▸ Task description: Look through the material below for "styled". Copy every line that contains it.

Begin Information supplied

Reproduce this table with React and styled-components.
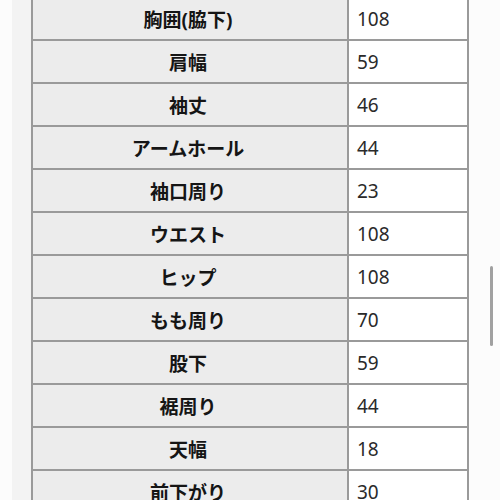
import styled, { createGlobalStyle } from 'styled-components'

const GlobalStyle = createGlobalStyle`
  html, body {
    margin: 0;
    padding: 0;
    background: #fcfcfc;
    overflow: hidden;
  }
`

const rows = [
  ['胸囲(脇下)', '108'],
  ['肩幅', '59'],
  ['袖丈', '46'],
  ['アームホール', '44'],
  ['袖口周り', '23'],
  ['ウエスト', '108'],
  ['ヒップ', '108'],
  ['もも周り', '70'],
  ['股下', '59'],
  ['裾周り', '44'],
  ['天幅', '18'],
  ['前下がり', '30'],
]

const Page = styled.div`
  position: relative;
  display: flex;
  width: 500px;
  height: 500px;
  padding-left: 12px;
  box-sizing: border-box;
  background: #fcfcfc;
  overflow: hidden;
`

const Gutter = styled.div`
  width: 19px;
  flex-shrink: 0;
  background: #f3f3f3;
`

const SizeTable = styled.table`
  border-collapse: collapse;
  width: 438px;
  height: fit-content;
  margin-top: -4px;
  font-family: 'Noto Sans', 'Noto Sans CJK JP', sans-serif;
  font-size: 19px;
  flex-shrink: 0;

  td {
    border: 2px solid #9a9a9a;
    height: 43px;
    padding: 0;
    box-sizing: border-box;
  }
`

const Label = styled.td`
  width: 316px;
  background: #ececec;
  color: #151515;
  font-weight: 700;
  text-align: center;
  padding-right: 4px !important;
`

const Value = styled.td`
  background: #ffffff;
  color: #2a2a2a;
  padding-left: 8px !important;
`

const Scrollbar = styled.div`
  position: absolute;
  left: 490px;
  top: 266px;
  width: 3px;
  height: 80px;
  border-radius: 2px;
  background: #a0a0a0;
`

export default function App() {
  return (
    <>
      <GlobalStyle />
      <Page>
        <Gutter />
        <SizeTable>
          <tbody>
            {rows.map(([label, value]) => (
              <tr key={label}>
                <Label>{label}</Label>
                <Value>{value}</Value>
              </tr>
            ))}
          </tbody>
        </SizeTable>
        <Scrollbar />
      </Page>
    </>
  )
}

End Information supplied

▸ Finished exercise:
Reproduce this table with React and styled-components.
import styled, { createGlobalStyle } from 'styled-components'
const Page = styled.div`
const Gutter = styled.div`
const SizeTable = styled.table`
const Label = styled.td`
const Value = styled.td`
const Scrollbar = styled.div`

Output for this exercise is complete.